FlyEye scouts and relays targetable coordinates in GPS-contested airspace, FT-5 holds surveillance or signals collection for hours, and Warmate salvos prosecute targets with U-GATE operator control through TOPAZ, PERAD MANET, and FONET vehicular networks. Tests and field use show single operators can manage multiple loitering munitions for coherent attacks, a doctrinal shift already visible in Ukraine and now migrating into NATO training cycles.
Market signals suggest momentum: Poland has layered orders for FlyEye and, in May 2025, signed a landmark framework covering nearly 10,000 Warmate loitering munitions to scale maneuver and territorial defense units. Lithuania previously purchased Warmate sets for transfer to Ukraine. South Korea selected Warmate-3 in 2024 with deliveries in 2025, and Japan’s military has tested Polish drones, pointing to Indo-Pacific traction. Expect near-term tenders among Baltic and Nordic forces seeking rapidly fieldable precision effects.

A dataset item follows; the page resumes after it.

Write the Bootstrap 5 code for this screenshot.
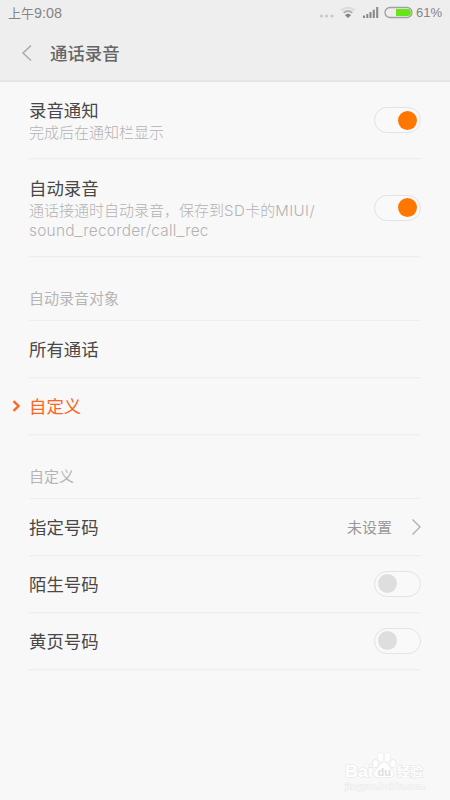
<!DOCTYPE html>
<html lang="zh-CN">
<head>
<meta charset="utf-8">
<meta name="viewport" content="width=device-width, initial-scale=1">
<title>通话录音</title>
<link href="https://cdn.jsdelivr.net/npm/bootstrap@5.3.0/dist/css/bootstrap.min.css" rel="stylesheet">
<style>
body{background:#f8f8f8;color:#484848;font-family:"Liberation Sans","Noto Sans CJK SC",sans-serif;height:800px;overflow:hidden}
.top-area{background:#eee;height:82px;border-bottom:2px solid #e6e6e6}
.status-line{height:26px;padding:0 8px;font-size:13px;line-height:26px;color:#858585}
.digits{font-size:14.3px}
.title-line{height:55px;padding-left:21px}
.title-line svg{margin-top:-1px}
.title-line h1{font-size:17.4px;line-height:26px;font-weight:500;color:#666;margin:1px 0 0 17px}
.settings{margin:0 29px}
.item{height:57px;border-bottom:1px solid #eee;font-size:17.4px;line-height:24px;box-shadow:0 1px #f5f5f5;padding-top:1px}
.item-notice{height:77px;padding-top:2px}
.item-auto{height:98px;padding-top:2px}
.caption{height:64px;border-bottom:1px solid #eee;font-size:15px;line-height:20px;color:#b5b5b5;padding-top:32px}
.desc{font-size:15px;line-height:20px;color:#b3b3b3;font-family:Inter,"Noto Sans CJK SC",sans-serif;font-weight:300;white-space:nowrap}
.latin{letter-spacing:.45px}
.path{font-size:15.4px;letter-spacing:.25px}
.path i{font-style:normal;display:inline-block;transform:scaleX(1.2);margin:0 .7px}
.picked{color:#ff6420}
.picked svg{margin:-2px 8px 0 -17px}
.value{font-size:15px;color:#999}
.go{margin:-2px 0 0 16px}
.switch{width:47px;height:26px;border:1px solid #e3e3e3;border-radius:13px;padding:0 3px;background:#f9f9f9;margin-top:-2px}
.knob{width:19px;height:19px;border-radius:50%;background:#dedede}
.switch.on .knob{background:#ff7600}
.watermark{right:24px;bottom:7px;width:82px;height:42px}
</style>
<script src="https://cdn.jsdelivr.net/npm/bootstrap@5.3.0/dist/js/bootstrap.bundle.min.js"></script>
</head>
<body class="position-relative">
<header class="top-area">
  <div class="status-line d-flex align-items-center justify-content-between">
    <span class="clock">上午<span class="digits">9:08</span></span>
    <div class="d-flex align-items-center">
      <svg width="94" height="26" viewBox="318 0 94 26" fill="none" overflow="visible">
        <g fill="#c8c8c8"><circle cx="321.5" cy="16" r="1.6"/><circle cx="326.7" cy="16" r="1.6"/><circle cx="332" cy="16" r="1.6"/></g>
        <path d="M341.3 10.4Q348 5 354.7 10.4" stroke="#dadada" stroke-width="2"/>
        <path d="M343.6 12.8Q348 9.2 352.4 12.8" stroke="#b0b0b0" stroke-width="1.8"/>
        <path d="M345 15.2Q348 12.4 351 15.2L348 18Z" fill="#858585"/>
        <path d="M364 15.5V18M367.3 14V18M370.5 12V18M373.8 9.8V18M377.2 7V18" stroke="#8a8a8a" stroke-width="2.1"/>
        <rect x="385" y="7.500" width="27" height="10" rx="5" stroke="#a0a0a0" stroke-width="1.3"/>
        <path d="M396 9H407.500A3.500 3.500 0 0 1 407.500 16H396Z" fill="#66e51b"/>
      </svg>
      <span class="ms-1">61%</span>
    </div>
  </div>
  <div class="title-line d-flex align-items-center">
    <svg width="12" height="18" viewBox="0 0 12 18" fill="none" stroke="#aaa" stroke-width="1.5"><path d="M10 1.500 2 9l8 7.500"/></svg>
    <h1>通话录音</h1>
  </div>
</header>
<main class="settings">
  <div class="item item-notice d-flex align-items-center justify-content-between">
    <div><div>录音通知</div><div class="desc">完成后在通知栏显示</div></div>
    <div class="switch on d-flex align-items-center justify-content-end"><div class="knob"></div></div>
  </div>
  <div class="item item-auto d-flex align-items-center justify-content-between">
    <div><div>自动录音</div><div class="desc">通话接通时自动录音，保存到<span class="latin">SD</span>卡的<span class="latin">MIUI/</span><br><span class="path">sound<i>_</i>recorder/call<i>_</i>rec</span></div></div>
    <div class="switch on d-flex align-items-center justify-content-end"><div class="knob"></div></div>
  </div>
  <div class="caption">自动录音对象</div>
  <div class="item d-flex align-items-center">所有通话</div>
  <div class="item picked d-flex align-items-center"><svg width="9" height="12" viewBox="0 0 9 12" fill="none" stroke="#ff6420" stroke-width="2.4"><path d="m1.500 1.200 5 4.800-5 4.800"/></svg>自定义</div>
  <div class="caption">自定义</div>
  <div class="item d-flex align-items-center justify-content-between">
    <span>指定号码</span>
    <span class="d-flex align-items-center"><span class="value">未设置</span><svg class="go" width="13" height="18" viewBox="0 0 13 18" fill="none" stroke="#b0b0b0" stroke-width="1.400"><path d="m4.500 1.500 7.500 7.500-7.500 7.500"/></svg></span>
  </div>
  <div class="item d-flex align-items-center justify-content-between"><span>陌生号码</span><div class="switch d-flex align-items-center"><div class="knob"></div></div></div>
  <div class="item d-flex align-items-center justify-content-between"><span>黄页号码</span><div class="switch d-flex align-items-center"><div class="knob"></div></div></div>
</main>
<svg class="watermark position-absolute" viewBox="0 0 82 42" fill="#fff" stroke="#e6e6e6" stroke-width="1.200" paint-order="stroke">
  <text x="1" y="25.500" font-size="17" font-weight="bold" font-family="Liberation Sans, sans-serif" textLength="28" lengthAdjust="spacingAndGlyphs">Bai</text>
  <ellipse cx="31.500" cy="12.500" rx="2.700" ry="3.600"/><ellipse cx="36.500" cy="6" rx="3" ry="4.200"/><ellipse cx="43.500" cy="6" rx="3" ry="4.200"/><ellipse cx="49" cy="12.500" rx="2.700" ry="3.600"/>
  <path d="M40 11.500c4 0 5 5 8 7.500 4 5 0 8-4 7h-8c-5 1-8-3-4-7 3-2.500 4-7.500 8-7.500Z"/>
  <text x="33.500" y="24.500" font-size="11" font-weight="bold" font-family="Liberation Sans, sans-serif" fill="#dedede" stroke="none">du</text>
  <text x="53" y="24.500" font-size="13" font-weight="bold" font-family="Noto Sans CJK SC, sans-serif">经验</text>
  <text x="1" y="38" font-size="8.500" font-family="Liberation Serif, serif" textLength="80" lengthAdjust="spacingAndGlyphs" fill="#fbfbfb" stroke="#ebebeb" stroke-width="1">jingyan.baidu.com</text>
</svg>
</body>
</html>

The industrial backdrop explains why Poland is rising within Europe’s defense economy. NATO figures confirm Warsaw is the Alliance’s largest relative defense spender in 2025 at roughly 4.5 percent of GDP, with a 2026 draft budget targeting 4.8 percent. WB’s joint venture with Hanwha Aerospace to localize guided missile production for HOMAR-K exemplifies a policy pairing high outlays with technology transfer and in-country manufacturing, all nested within national programs like GLADIUS and fortified border initiatives. This mix tightens supply chains, accelerates delivery, and underwrites export credibility.
Taken together, Wesoła offered more than a demo; it previewed how a Polish-built, networked kill chain can scale from platoon to brigade, using attritable airpower to collapse enemy decision time. As NATO retools for dispersed, data-driven warfare, Poland’s blend of autonomy, C4ISR integration, and aggressive reinvestment positions its industry, and WB Group in particular, as a core supplier of the Alliance’s next wave of precision mass.